WHAT YOU NEED TO DO
Determine which lines of the records include the word "index", and copy them.

DATA EXTRACT
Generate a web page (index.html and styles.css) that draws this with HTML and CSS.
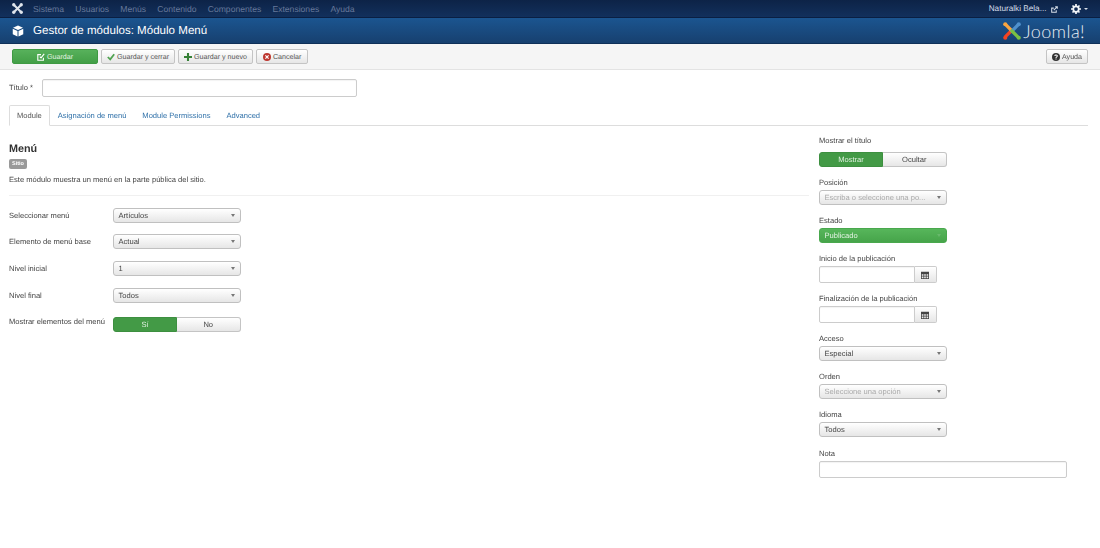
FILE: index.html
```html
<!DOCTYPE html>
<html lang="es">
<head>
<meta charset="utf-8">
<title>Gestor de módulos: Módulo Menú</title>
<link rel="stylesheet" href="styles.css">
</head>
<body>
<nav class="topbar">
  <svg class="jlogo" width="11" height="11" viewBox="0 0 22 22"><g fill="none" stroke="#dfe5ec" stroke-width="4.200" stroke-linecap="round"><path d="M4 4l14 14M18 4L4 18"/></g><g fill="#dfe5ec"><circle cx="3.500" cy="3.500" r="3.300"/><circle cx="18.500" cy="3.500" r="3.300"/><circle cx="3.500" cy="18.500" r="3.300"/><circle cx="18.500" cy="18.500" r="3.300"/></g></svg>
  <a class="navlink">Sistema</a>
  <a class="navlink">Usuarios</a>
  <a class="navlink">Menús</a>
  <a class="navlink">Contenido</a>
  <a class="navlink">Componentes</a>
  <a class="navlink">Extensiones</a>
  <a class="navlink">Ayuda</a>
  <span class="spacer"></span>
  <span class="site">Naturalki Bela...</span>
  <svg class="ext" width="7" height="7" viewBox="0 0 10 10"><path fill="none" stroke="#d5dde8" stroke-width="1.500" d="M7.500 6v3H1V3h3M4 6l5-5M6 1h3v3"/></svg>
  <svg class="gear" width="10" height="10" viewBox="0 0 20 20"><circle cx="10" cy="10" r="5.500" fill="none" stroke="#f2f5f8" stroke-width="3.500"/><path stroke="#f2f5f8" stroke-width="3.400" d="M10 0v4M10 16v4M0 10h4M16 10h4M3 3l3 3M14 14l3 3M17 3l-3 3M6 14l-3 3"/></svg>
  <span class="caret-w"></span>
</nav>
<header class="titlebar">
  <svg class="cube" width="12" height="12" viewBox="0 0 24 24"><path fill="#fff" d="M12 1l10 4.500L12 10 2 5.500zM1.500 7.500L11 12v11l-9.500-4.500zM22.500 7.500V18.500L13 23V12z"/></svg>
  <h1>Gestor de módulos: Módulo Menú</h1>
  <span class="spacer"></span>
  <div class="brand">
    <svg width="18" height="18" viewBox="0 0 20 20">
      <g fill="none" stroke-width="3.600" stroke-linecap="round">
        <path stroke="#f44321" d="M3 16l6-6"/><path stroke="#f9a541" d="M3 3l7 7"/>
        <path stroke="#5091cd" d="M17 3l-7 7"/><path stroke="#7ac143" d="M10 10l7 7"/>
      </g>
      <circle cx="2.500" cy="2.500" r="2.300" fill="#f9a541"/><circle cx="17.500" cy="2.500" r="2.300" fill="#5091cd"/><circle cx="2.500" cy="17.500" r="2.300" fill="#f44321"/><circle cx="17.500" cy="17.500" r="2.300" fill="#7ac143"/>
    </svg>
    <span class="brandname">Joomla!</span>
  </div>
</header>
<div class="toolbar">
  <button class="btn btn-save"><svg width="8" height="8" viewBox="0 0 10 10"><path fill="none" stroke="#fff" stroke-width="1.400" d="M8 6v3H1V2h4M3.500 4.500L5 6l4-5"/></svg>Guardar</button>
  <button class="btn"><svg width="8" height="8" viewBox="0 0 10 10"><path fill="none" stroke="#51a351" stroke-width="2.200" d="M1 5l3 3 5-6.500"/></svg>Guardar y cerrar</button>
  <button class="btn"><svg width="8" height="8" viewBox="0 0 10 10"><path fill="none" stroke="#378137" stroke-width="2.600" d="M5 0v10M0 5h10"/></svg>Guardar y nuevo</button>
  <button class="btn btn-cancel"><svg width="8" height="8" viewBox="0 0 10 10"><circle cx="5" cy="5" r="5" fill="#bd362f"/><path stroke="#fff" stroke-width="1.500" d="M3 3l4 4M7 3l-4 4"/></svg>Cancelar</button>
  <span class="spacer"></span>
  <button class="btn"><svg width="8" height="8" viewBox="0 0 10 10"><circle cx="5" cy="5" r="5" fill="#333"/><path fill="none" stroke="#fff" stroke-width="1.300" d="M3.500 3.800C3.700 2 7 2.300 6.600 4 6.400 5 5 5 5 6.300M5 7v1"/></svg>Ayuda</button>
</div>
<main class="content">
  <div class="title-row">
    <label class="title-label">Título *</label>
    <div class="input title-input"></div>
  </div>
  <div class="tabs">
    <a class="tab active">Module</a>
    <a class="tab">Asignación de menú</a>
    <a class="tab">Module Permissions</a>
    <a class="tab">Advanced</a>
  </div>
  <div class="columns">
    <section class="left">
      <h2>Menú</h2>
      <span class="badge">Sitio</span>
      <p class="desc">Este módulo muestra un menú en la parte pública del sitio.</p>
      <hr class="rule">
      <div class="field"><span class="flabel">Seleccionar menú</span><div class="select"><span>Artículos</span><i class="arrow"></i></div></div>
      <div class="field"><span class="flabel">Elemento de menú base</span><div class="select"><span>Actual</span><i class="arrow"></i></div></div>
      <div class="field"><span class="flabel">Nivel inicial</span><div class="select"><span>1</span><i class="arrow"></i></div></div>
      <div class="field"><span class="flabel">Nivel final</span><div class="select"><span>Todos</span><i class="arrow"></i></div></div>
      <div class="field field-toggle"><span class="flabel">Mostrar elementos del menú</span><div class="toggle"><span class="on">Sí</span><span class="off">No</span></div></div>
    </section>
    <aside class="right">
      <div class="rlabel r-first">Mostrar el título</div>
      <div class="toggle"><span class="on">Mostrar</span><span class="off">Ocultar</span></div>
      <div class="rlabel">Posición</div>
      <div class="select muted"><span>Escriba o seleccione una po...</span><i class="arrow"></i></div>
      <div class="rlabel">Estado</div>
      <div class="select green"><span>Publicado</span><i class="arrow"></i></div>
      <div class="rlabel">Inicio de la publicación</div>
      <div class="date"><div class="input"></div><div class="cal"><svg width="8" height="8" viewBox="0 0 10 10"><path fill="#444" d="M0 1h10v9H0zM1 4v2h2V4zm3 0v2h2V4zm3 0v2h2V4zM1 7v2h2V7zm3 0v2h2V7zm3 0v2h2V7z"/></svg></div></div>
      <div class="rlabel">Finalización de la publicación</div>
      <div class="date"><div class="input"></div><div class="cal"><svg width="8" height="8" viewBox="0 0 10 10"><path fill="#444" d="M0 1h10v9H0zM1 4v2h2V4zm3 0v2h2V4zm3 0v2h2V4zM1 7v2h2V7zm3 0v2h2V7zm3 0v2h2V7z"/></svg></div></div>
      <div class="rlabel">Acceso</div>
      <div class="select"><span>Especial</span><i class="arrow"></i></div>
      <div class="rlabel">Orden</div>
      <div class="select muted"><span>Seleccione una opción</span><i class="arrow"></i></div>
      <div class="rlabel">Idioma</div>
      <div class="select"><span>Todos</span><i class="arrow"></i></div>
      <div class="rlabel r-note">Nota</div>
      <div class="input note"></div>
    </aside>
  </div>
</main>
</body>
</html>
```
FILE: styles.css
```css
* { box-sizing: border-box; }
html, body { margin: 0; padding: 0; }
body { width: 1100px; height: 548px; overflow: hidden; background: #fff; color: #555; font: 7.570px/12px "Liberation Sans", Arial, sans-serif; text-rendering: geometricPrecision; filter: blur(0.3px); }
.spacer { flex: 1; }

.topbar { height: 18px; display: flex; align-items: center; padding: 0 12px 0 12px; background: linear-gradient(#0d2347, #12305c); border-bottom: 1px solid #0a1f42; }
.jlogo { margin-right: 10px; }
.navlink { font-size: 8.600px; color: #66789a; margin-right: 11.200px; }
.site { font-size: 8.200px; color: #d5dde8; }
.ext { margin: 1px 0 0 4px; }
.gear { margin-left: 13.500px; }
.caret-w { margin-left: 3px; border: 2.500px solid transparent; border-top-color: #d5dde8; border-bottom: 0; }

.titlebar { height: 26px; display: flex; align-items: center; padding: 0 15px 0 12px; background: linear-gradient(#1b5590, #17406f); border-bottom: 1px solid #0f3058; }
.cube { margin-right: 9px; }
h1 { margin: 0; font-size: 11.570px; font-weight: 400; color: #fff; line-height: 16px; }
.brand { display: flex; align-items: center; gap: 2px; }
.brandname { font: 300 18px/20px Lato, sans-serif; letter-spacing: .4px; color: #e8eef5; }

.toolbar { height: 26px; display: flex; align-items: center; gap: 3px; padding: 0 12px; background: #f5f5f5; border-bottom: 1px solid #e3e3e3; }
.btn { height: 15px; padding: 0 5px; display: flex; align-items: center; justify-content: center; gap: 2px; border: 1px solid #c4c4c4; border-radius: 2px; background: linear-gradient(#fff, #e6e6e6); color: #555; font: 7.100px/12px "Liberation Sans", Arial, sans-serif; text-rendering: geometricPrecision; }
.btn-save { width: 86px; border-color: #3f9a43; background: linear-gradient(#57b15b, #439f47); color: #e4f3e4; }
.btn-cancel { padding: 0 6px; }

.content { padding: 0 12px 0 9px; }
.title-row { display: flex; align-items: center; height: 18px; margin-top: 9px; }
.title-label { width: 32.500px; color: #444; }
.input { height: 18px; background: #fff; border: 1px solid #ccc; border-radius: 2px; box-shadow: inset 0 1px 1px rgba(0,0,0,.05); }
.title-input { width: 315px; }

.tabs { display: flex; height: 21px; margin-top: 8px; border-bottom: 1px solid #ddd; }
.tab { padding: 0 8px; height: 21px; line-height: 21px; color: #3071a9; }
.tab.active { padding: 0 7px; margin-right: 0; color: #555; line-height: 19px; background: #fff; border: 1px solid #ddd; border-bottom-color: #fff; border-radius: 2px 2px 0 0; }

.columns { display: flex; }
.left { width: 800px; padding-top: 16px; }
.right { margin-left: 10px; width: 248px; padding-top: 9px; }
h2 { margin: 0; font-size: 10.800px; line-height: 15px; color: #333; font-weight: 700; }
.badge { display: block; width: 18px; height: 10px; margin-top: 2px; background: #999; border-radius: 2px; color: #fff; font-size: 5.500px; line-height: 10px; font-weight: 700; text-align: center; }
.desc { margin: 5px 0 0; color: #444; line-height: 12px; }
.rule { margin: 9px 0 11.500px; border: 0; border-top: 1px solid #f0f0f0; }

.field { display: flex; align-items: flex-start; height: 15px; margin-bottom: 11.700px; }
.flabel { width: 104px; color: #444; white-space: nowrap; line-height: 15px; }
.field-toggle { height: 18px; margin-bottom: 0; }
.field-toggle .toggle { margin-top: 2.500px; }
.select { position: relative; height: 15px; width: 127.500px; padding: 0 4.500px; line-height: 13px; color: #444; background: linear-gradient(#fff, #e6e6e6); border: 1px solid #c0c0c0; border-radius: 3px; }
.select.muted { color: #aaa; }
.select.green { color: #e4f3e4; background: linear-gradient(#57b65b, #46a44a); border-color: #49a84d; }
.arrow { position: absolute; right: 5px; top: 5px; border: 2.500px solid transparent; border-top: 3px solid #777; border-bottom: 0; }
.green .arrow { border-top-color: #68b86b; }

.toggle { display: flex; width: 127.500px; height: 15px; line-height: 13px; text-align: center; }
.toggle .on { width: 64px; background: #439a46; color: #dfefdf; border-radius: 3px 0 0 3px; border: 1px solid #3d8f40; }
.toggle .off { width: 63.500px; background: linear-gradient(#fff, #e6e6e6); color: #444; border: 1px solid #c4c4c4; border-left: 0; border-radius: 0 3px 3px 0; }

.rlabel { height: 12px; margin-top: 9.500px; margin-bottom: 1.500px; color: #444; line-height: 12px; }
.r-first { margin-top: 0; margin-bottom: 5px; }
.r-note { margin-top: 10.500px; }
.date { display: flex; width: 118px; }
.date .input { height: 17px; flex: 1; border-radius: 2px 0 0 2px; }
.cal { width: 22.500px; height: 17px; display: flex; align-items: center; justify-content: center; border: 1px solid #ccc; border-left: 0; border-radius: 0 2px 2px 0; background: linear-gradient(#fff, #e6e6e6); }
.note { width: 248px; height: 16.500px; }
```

* * *

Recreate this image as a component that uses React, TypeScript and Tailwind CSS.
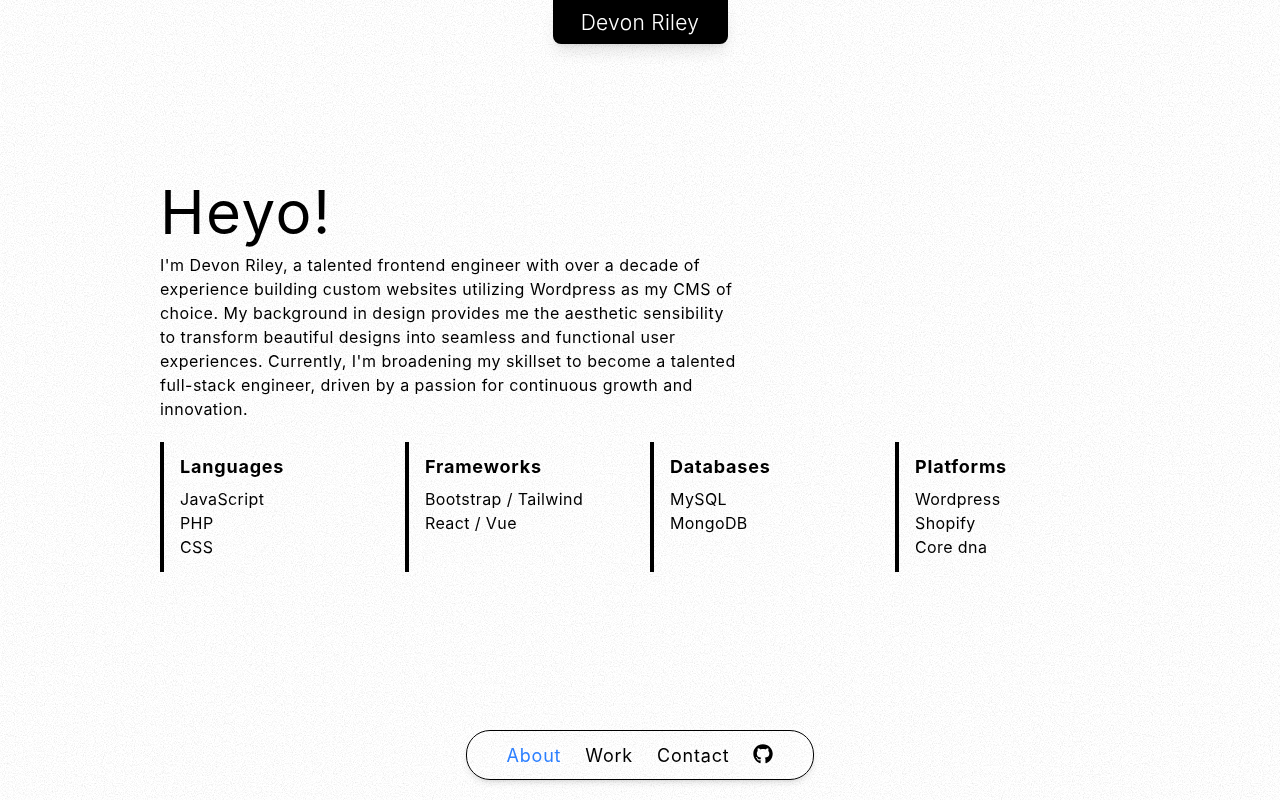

WRITTEN RESPONSE
Generate a web page (index.html and styles.css) that draws this with HTML and CSS.
FILE: index.html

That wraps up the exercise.